I feel like I have no skills to offer.  That makes it hard to present yourself to a potential employer.

Aren’t there still jobs out there that want you to have a 4 year degree but don’t really care what it’s in?  I wish the schools would do that with preschool.  I know that I WANT to teach preschool. I did it for many years at several different centers.  I was very good at it.  But having to go through the trainings to present that paper that says I am fit to teach those kids is pricey and ridiculous since childcare centers pay so low.  Going back to school for an early childhood degree probably isn’t the best idea.  More loans.  More student teaching.

I’ve finally managed to break away from the child care aspect and here I am not even sure what I want to do.  So I look at jobs and analyze them and then try to decide if I’m worthy of even applying for them.  And how am I going to work it if I get an interview?  Is someone going to watch my kids?

Now that I know that I am officially done I guess there are things for me to do.  1) Get unemployment called. Doubt I qualify, but might be able to get something.  2)  Call the student loan people.  Sorry, if I am not employed I don;t have $$ coming in!  3)  And this is the hard one-Call Iowa State, then go in and talk to somebody.  I can conceivably still go this fall if I can just figure it out.
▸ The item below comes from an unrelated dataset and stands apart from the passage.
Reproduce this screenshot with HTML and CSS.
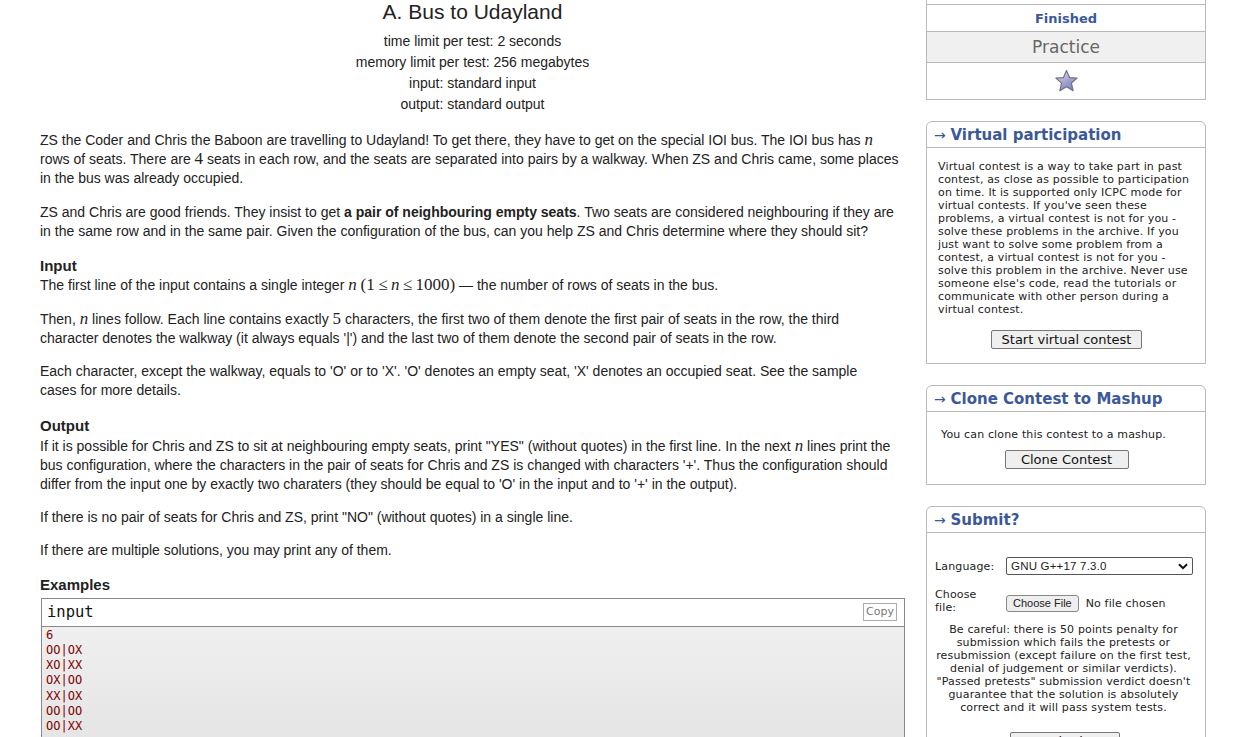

Everyone deserves a chance to feel successful at something.  I don’t ask for much, I just want to be able to do something that makes me happy and brings in enough money to survive.  My lifestyle is not extravagant, and I shouldn’t be made to feel bad if I want to keep shopping for clothes at Goodwill .  I love my children, and I don’t want to be some career woman that never sees them, but I DO need to figure out what my next move is here.  A job, no job, school, a home business.  I don’t know.  Any suggestions are always welcome.